Taiwan won’t rely on others for its defence, President Tsai Ing-wen said on Wednesday (Oct 5), while welcoming a US commitment to the democratically governed island’s security amid what she called Chinese encroachment on its sovereignty.
Tsai’s remarks, pre-recorded and delivered to a US audience at a forum in Washington, come after US President Joe Biden pledged in September to defend Taiwan in the event of any “unprecedented attack” by China.
In her address to the Washington-based Global Taiwan Institute think tank, Tsai thanked the Biden administration and the US Congress for “upholding the US commitment to Taiwan’s security”, and for recent US military arms sales
“But we will not depend on others to come to our own defence,” Tsai said.

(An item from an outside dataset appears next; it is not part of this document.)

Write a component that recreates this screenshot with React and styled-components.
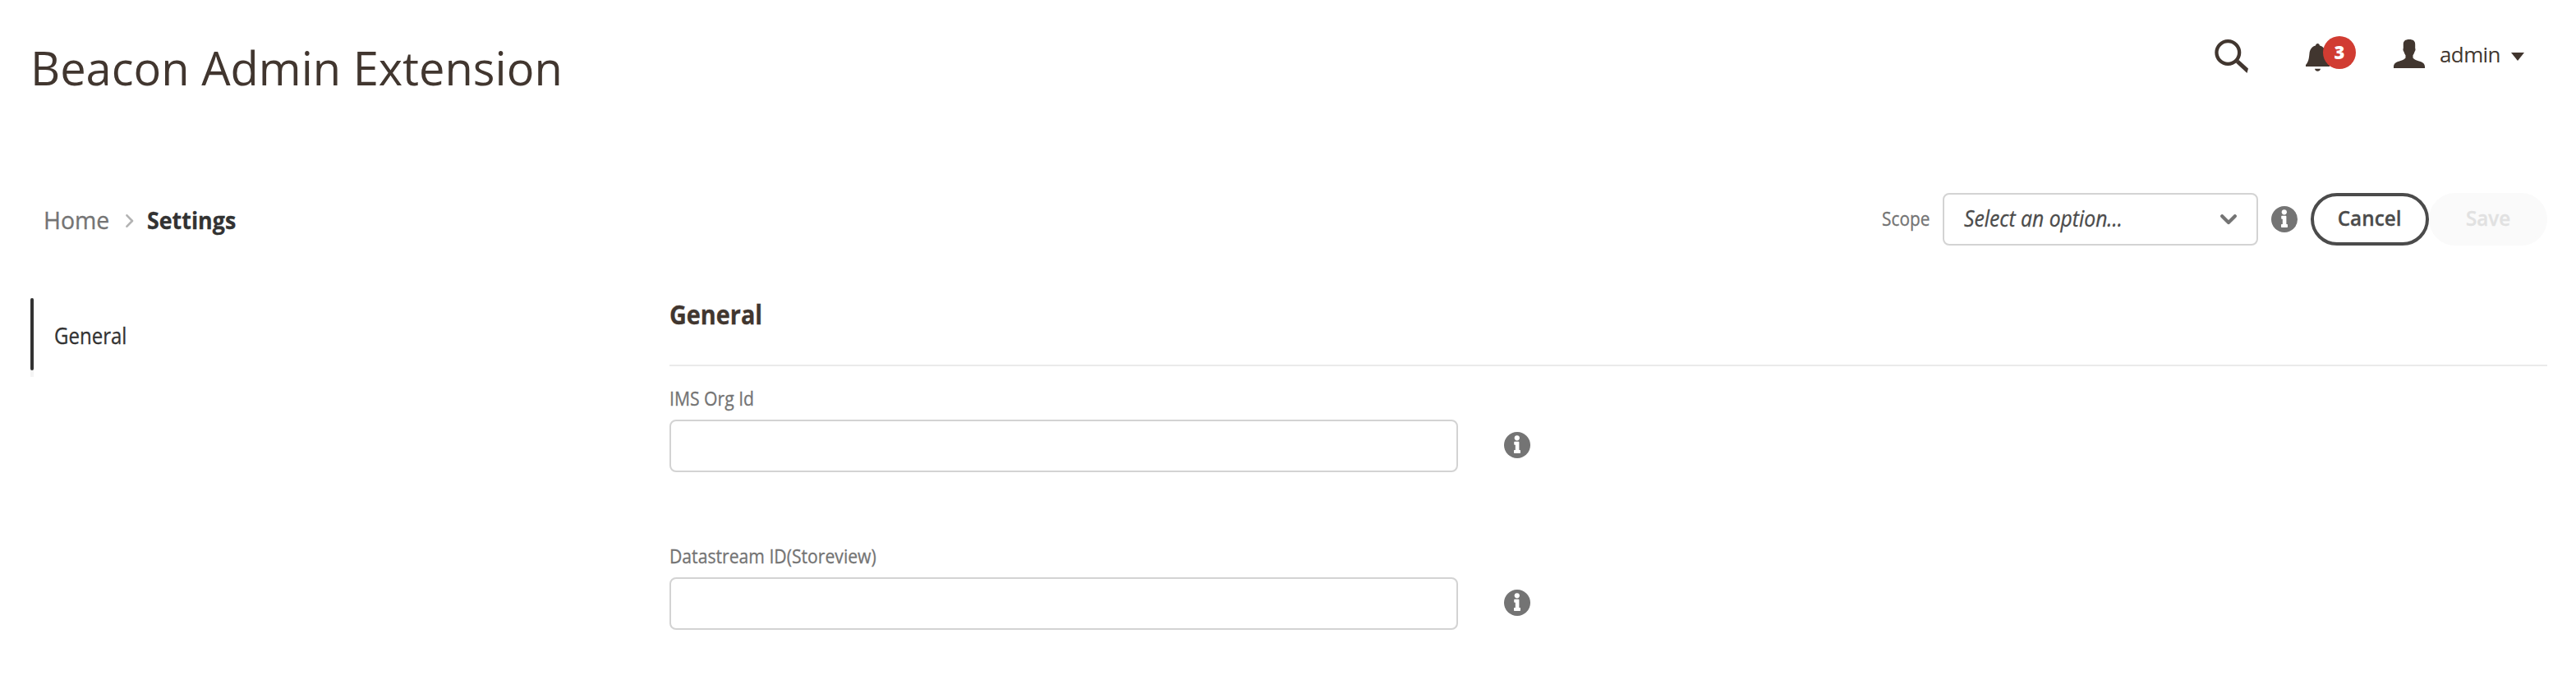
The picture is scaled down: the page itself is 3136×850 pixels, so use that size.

“That is why I want to reiterate that Taiwan is fully committed to protecting our security and maintaining our democratic way of life. We’re also working to adapt our defence strategy to the changing threats we face.”
Though the White House has said Biden’s pledge did not signify a change in US policy, critics argue he may have undercut – intentionally or not – a US stance of not taking a position on Taiwan’s independence.
China, which views Taiwan as its own territory, mounted large-scale military drills to display its anger over an August visit there by US House Speaker Nancy Pelosi.
Chinese military activities have continued since then, though at a much reduced level, and Chinese military aircraft are routinely crossing the median line in the Taiwan Strait, which had for years acted as an unofficial barrier between the two sides.
Taiwan, which strongly objects to China’s claims, reported on Wednesday that eight Chinese fighters flew across the median line.
Tsai said those operations “encroach on Taiwan’s sovereignty and threaten peace and stability in the Indo-Pacific region.”
“We know from history and current events that threats against any one country or region translate directly and indirectly to increasing threats against its neighbours,” she said.